Il Presidente degli Stati Uniti Donald Trump fa un passo indietro sulla maggiorazione delle tariffe sui prodotti gastronomici e non solo. Negli Stati Uniti, dove il carrello della spesa pesa ormai quanto una rata del mutuo, la Casa Bianca ha imboccato una strada sorprendente: eliminare i dazi su centinaia di prodotti alimentari, dalla carne al caffè, fino a mango, avocado e pomodori. Il provvedimento riscrive una delle colonne della sua stessa politica commerciale e lascia intravedere una motivazione che va oltre la libera circolazione delle merci: la crescente impazienza degli americani di fronte ai prezzi sempre più alti.
I prodotti di cui gli Usa hanno bisogno
Nel suo primo e secondo mandato, Donald Trump aveva fatto dei dazi lo strumento-simbolo dell’“America first”, convinto che tariffe più alte sulle importazioni avrebbero rilanciato la produzione interna e rafforzato la mano degli USA nei negoziati globali. La realtà si era rivelata più sfumata: ritorsioni sui prodotti agricoli americani, costi maggiorati per gli agricoltori, e — ironia del protezionismo — alcuni rincari proprio per i consumatori.
Oggi la retromarcia sui dazi per prodotti alimentari come carne, caffè, banane, mango, avocado e pomodori — tutti beni che gli USA non producono in quantità sufficienti — cambia la narrativa. Ufficialmente, la decisione risponde a “progressi nelle trattative commerciali” e a esigenze di approvvigionamento. Ufficiosamente, è difficile non leggerla come un segnale di preoccupazione per l’umore degli americani alle prese con il caro-spesa.

Il costo della spesa alle stelle per gli americani
Da mesi i prezzi dei generi alimentari sono tra i fattori che più incidono sulla percezione economica degli americani. E il malcontento si è fatto sentire anche alle urne: in stati chiave come New Jersey, Virginia e New York, l’attenzione al costo della vita ha favorito i democratici. In un contesto del genere, per un presidente che si presenta come difensore della classe media, ignorare il tema sarebbe rischioso.

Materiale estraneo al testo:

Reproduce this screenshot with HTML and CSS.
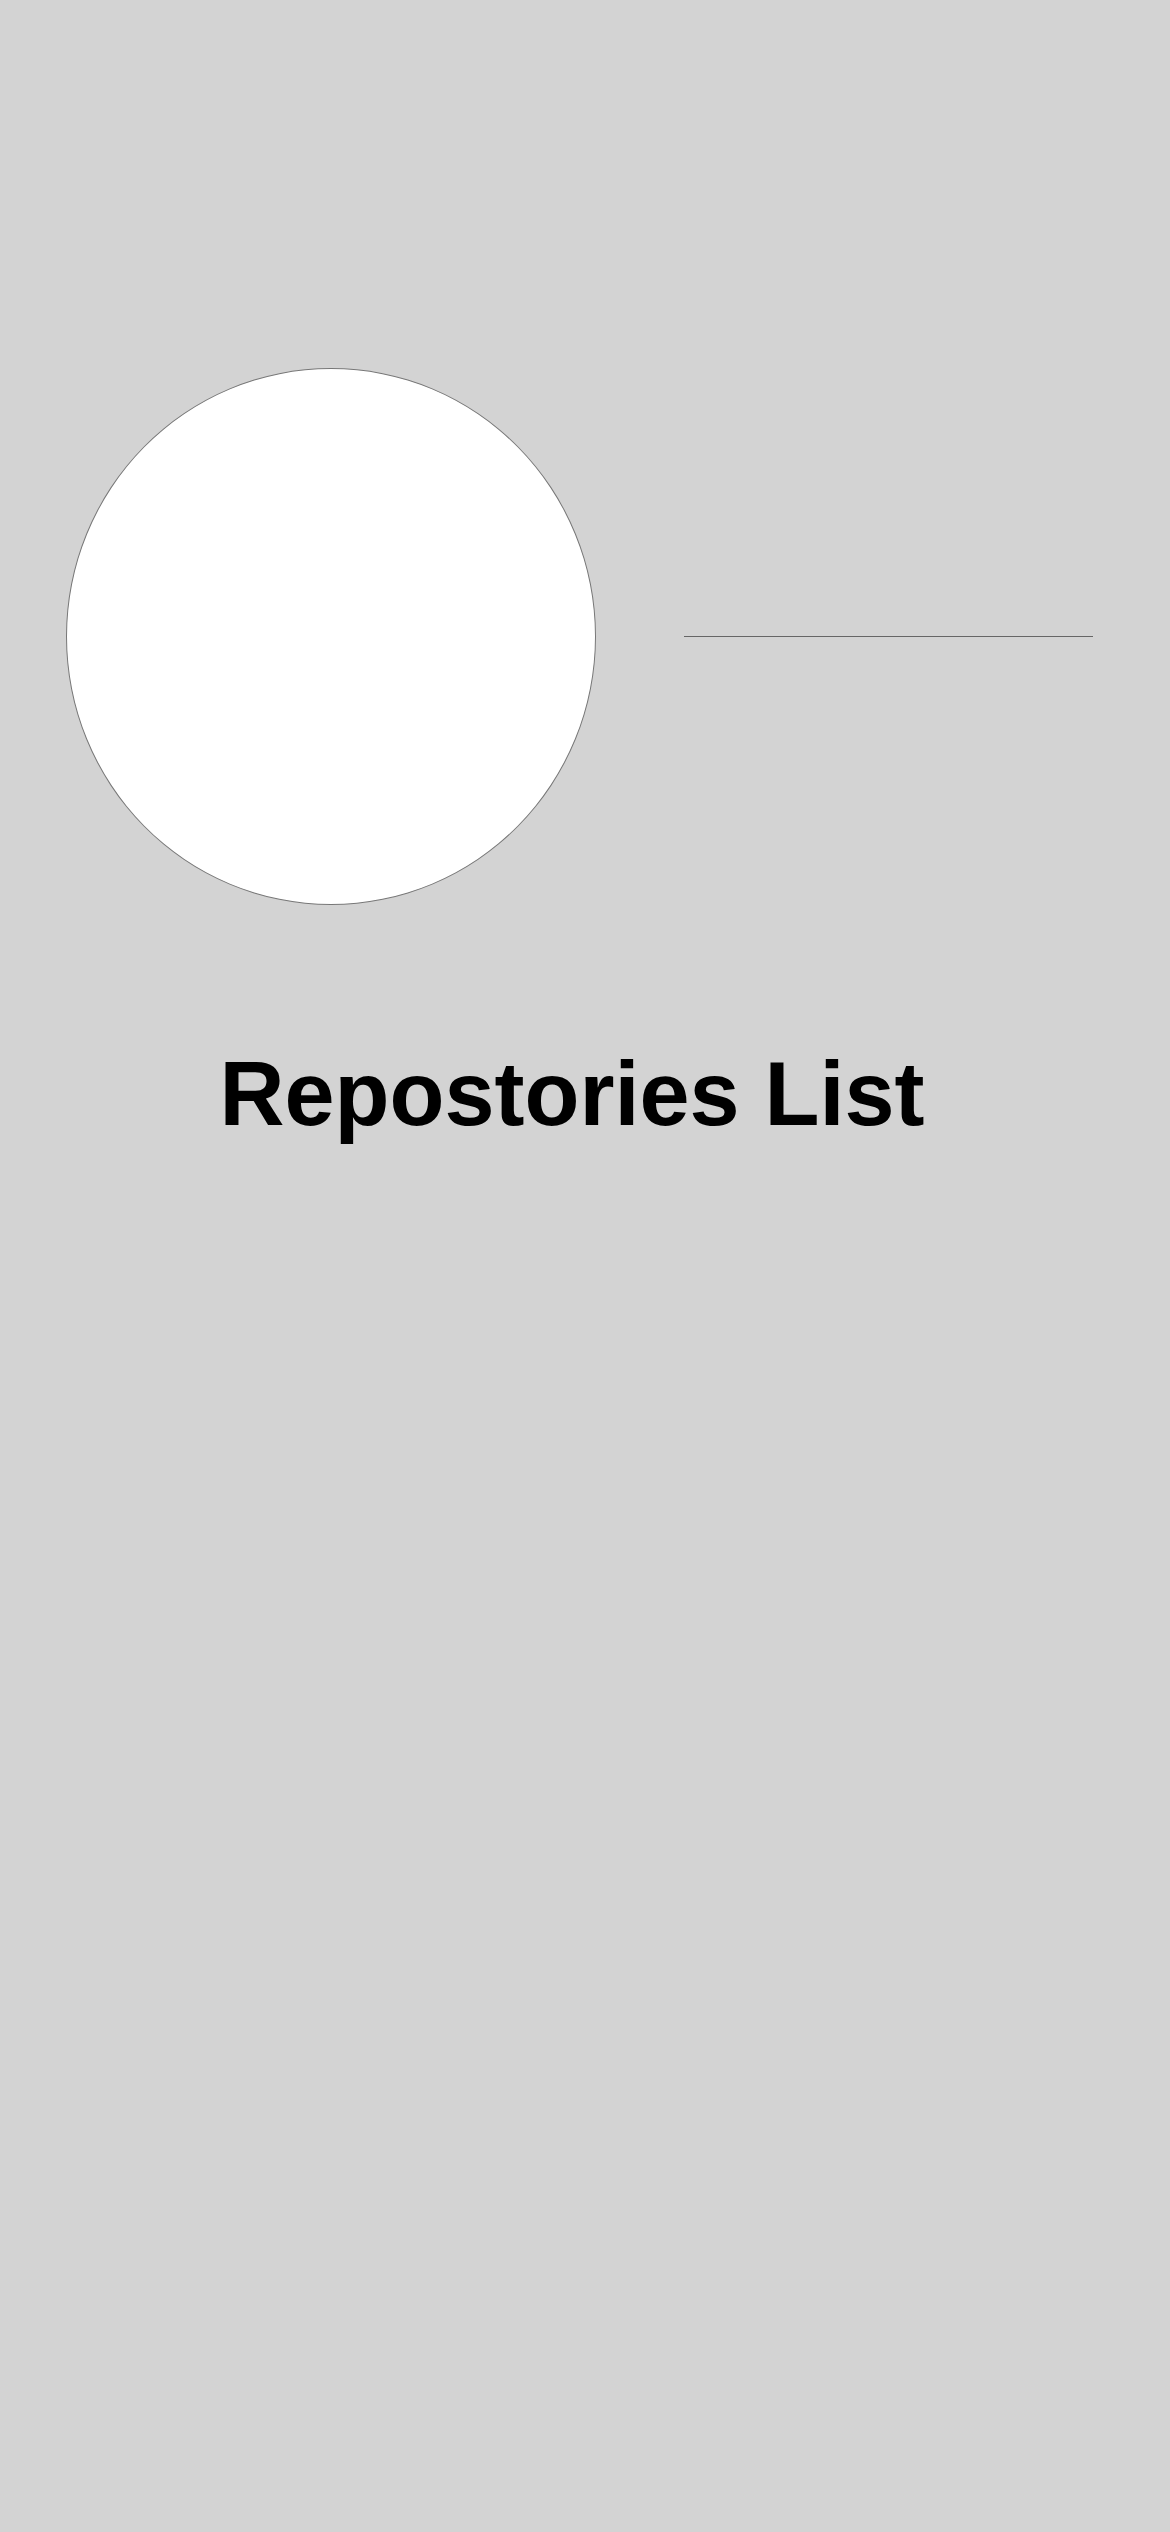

Eppure Trump aveva bollato l’affordability – cioè la reale accessibilità dei prezzi rispetto al reddito – come un’invenzione dei democratici. Dietro le quinte, però, i suoi consiglieri avvertivano da tempo il pericolo: tariffe alte e prezzi in salita potevano trasformarsi in un boomerang politico in vista delle elezioni del 2026. La rimozione dei dazi, oltre agli effetti economici, è quindi un segnale: la Casa Bianca vuole mostrare che sta intervenendo.
La lista dei beni sdoganati è lunga “centinaia di prodotti”, ma alcuni spiccano per impatto e consumo quotidiano: carne, banane, caffè, mango, avocado, pomodori. L’amministrazione dichiara un criterio semplice: esenzione per tutto ciò che gli USA non producono a sufficienza.
Dal punto di vista agroalimentare, per i consumatori americani il vantaggio è un possibile calo dei prezzi di frutta tropicale, verdura importata e caffè, mentre per i paesi esportatori quello di nuove opportunità sui mercati USA, specie per America Latina, Africa e Asia.
La rimozione dei dazi non convince tutti: molti analisti la leggono come un intervento politico più che come un aggiustamento tecnico delle politiche commerciali. L’obiettivo sarebbe arginare la pressione dei prezzi prima che diventi un problema elettorale. Restano inoltre alcune incognite come il fatto che, ad esempio, questo non si traduce in un automatico e immediato calo dei prezzi al dettaglio, mentre l'agricoltura americana continua a rimanere sotto pressione in altri comparti.